Experts have been blunt about the limits of financial bailouts. Yemi Oke, a law professor, called for a “comprehensive restructuring,” arguing that only fresh capital, new ownership models, and operational overhaul can break the cycle, in an Arise TV interview.

Clearly, that restructuring must begin across the entire value chain.

While GenCos suffer from unpaid invoices, they are also constrained by gas supply inconsistencies and foreign exchange volatility.

Over 70 per cent of Nigeria’s electricity depends on gas, yet pricing and supply frameworks remain unstable.  Without cost-reflective tariffs and guaranteed payment mechanisms, gas suppliers have little incentive to prioritise domestic power plants over lucrative export markets.

Second, transmission, the weakest link, must be fixed. The Transmission Company of Nigeria remains state-controlled and underinvested, creating a bottleneck that wastes available generation.

 Even when power is produced, it often cannot be evacuated. No bailout that ignores transmission capacity can deliver stable electricity.

Third, distribution inefficiencies must be addressed. DisCos struggle with technical losses, energy theft, and poor metering.
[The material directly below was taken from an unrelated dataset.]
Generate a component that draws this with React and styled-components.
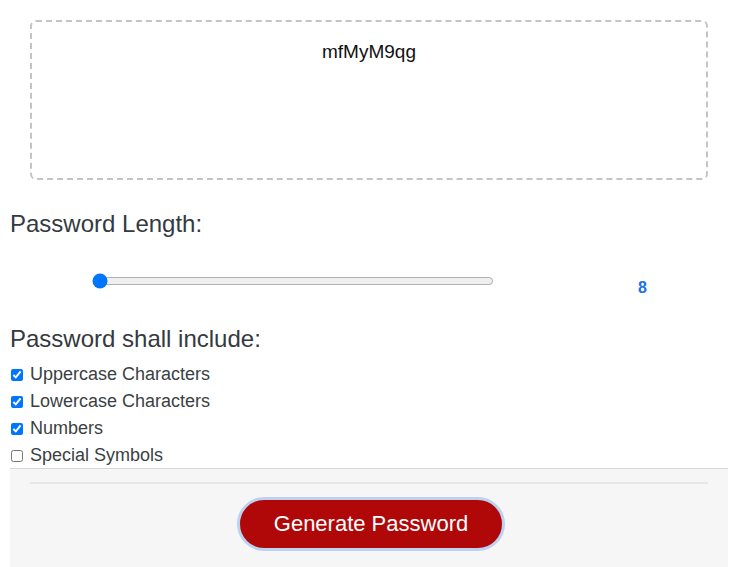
import React, { useState } from 'react';
import styled, { createGlobalStyle } from 'styled-components';

const GlobalStyle = createGlobalStyle`
  body {
    margin: 0;
    background: #ffffff;
    font-family: 'Liberation Sans', Arial, sans-serif;
  }
`;

const options = [
  { id: 'upper', label: 'Uppercase Characters', checked: true },
  { id: 'lower', label: 'Lowercase Characters', checked: true },
  { id: 'numbers', label: 'Numbers', checked: true },
  { id: 'symbols', label: 'Special Symbols', checked: false }
];

const App = () => {
  const [length, setLength] = useState(8);

  return (
    <>
      <GlobalStyle />
      <Container>
        <PasswordBox>mfMyM9qg</PasswordBox>

        <SectionTitle>Password Length:</SectionTitle>
        <SliderRow>
          <Slider
            type="range"
            min="8"
            max="32"
            value={length}
            onChange={(e) => setLength(Number(e.target.value))}
          />
          <LengthValue>{length}</LengthValue>
        </SliderRow>

        <SectionTitle $gap={29}>Password shall include:</SectionTitle>
        <OptionList>
          {options.map((option) => (
            <OptionRow key={option.id}>
              <Checkbox type="checkbox" defaultChecked={option.checked} />
              {option.label}
            </OptionRow>
          ))}
        </OptionList>

        <Footer>
          <Divider />
          <GenerateButton>Generate Password</GenerateButton>
        </Footer>
      </Container>
    </>
  );
};

const Container = styled.div`
  margin: 0 15px 0 10px;
  display: flex;
  flex-direction: column;
`;

const PasswordBox = styled.div`
  margin: 20px 20px 0;
  height: 160px;
  box-sizing: border-box;
  border: 2px dashed #c4c4c4;
  border-radius: 6px;
  padding-top: 19px;
  text-align: center;
  font-size: 19px;
  color: #111;
`;

const SectionTitle = styled.h2`
  margin: ${(p) => p.$gap || 30}px 0 0;
  font-size: 24px;
  line-height: 28px;
  font-weight: 400;
  color: #343a40;
`;

const SliderRow = styled.div`
  display: flex;
  align-items: center;
  height: 30px;
  margin-top: 28px;
`;

const Slider = styled.input`
  width: 402px;
  margin: 0 0 0 82px;
`;

const LengthValue = styled.span`
  margin-left: 144px;
  padding-top: 13px;
  font-size: 16px;
  font-weight: 700;
  color: #1a73e8;
`;

const OptionList = styled.div`
  display: flex;
  flex-direction: column;
  margin-top: 8px;
`;

const OptionRow = styled.label`
  display: flex;
  align-items: center;
  height: 27px;
  font-size: 18px;
  color: #3a3f44;
`;

const Checkbox = styled.input`
  width: 12px;
  height: 12px;
  margin: 0 7px 0 1px;
`;

const Footer = styled.div`
  margin-top: -1px;
  border-top: 1px solid #d6d6d6;
  background: #f6f6f6;
  padding: 13px 20px 20px;
  display: flex;
  flex-direction: column;
  align-items: center;
`;

const Divider = styled.div`
  align-self: stretch;
  height: 2px;
  background: #e6e6e6;
`;

const GenerateButton = styled.button`
  margin: 13px 0 0 4px;
  width: 268px;
  height: 54px;
  border: 3px solid #bcd2f2;
  border-radius: 27px;
  background: #b00808;
  color: #ffffff;
  font-family: 'Liberation Sans', Arial, sans-serif;
  font-size: 22px;
  cursor: pointer;
`;

export default App;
Consumer advocate Kunle Olubiyo estimates that fixing metering and billing inefficiencies alone could cut sectoral losses by up to 50 per cent. Yet estimated billing persists, eroding trust and discouraging payment. Without fair and transparent billing, the notion of a “bankable market” remains a fiction.

This is where regulatory muscle must replace political hesitation. The Nigerian Electricity Regulatory Commission must enforce performance benchmarks, while the Federal Government, still a shareholder in DisCos, must wield its influence decisively.

Chronic underperformers should face restructuring, mergers, or outright takeover. The sector cannot improve if failure is endlessly subsidised.

There are, however, glimpses of what works. The Geometric Power model in Aba demonstrates the value of integrated, privately driven solutions with embedded accountability. By controlling generation, distribution, and billing within a defined network, it has achieved a more stable supply and improved revenue collection.

Replicating such embedded power systems, particularly under Nigeria’s Electricity Act, which now allows subnational participation, could decentralise risk and accelerate progress.

However, the Electricity Act must provide stronger incentives such as tax breaks for infrastructure investment, guaranteed off-take agreements, and clearer rules on cost recovery.

Investors will not commit long-term capital to a market defined by policy reversals and payment uncertainty.

Other developing countries, such as India, tackled distribution losses through aggressive metering and subsidy targeting.

Vietnam scaled generation through consistent policy and private sector participation. Egypt invested heavily in transmission and diversified its energy mix. In each case, reform was systemic, not episodic.

Nigeria’s crisis, by contrast, is sustained by half-measures. The N3.3 trillion bailout may prevent an immediate collapse, but it does not guarantee reform.

Without structural changes, the sector will simply accumulate a new generation of debts that will be larger, more complex, and harder to resolve.

For ordinary Nigerians, the implications remain rising tariffs without improved supply, businesses shutting down due to high energy costs, and a widening inequality between those who can afford self-generation and those who cannot.

The truth is that Nigeria’s power sector does not have a funding problem; it has a governance and market design problem.

Until the country confronts that reality through restructuring, investment, enforcement, and transparency, no bailout, however large, will keep the lights on.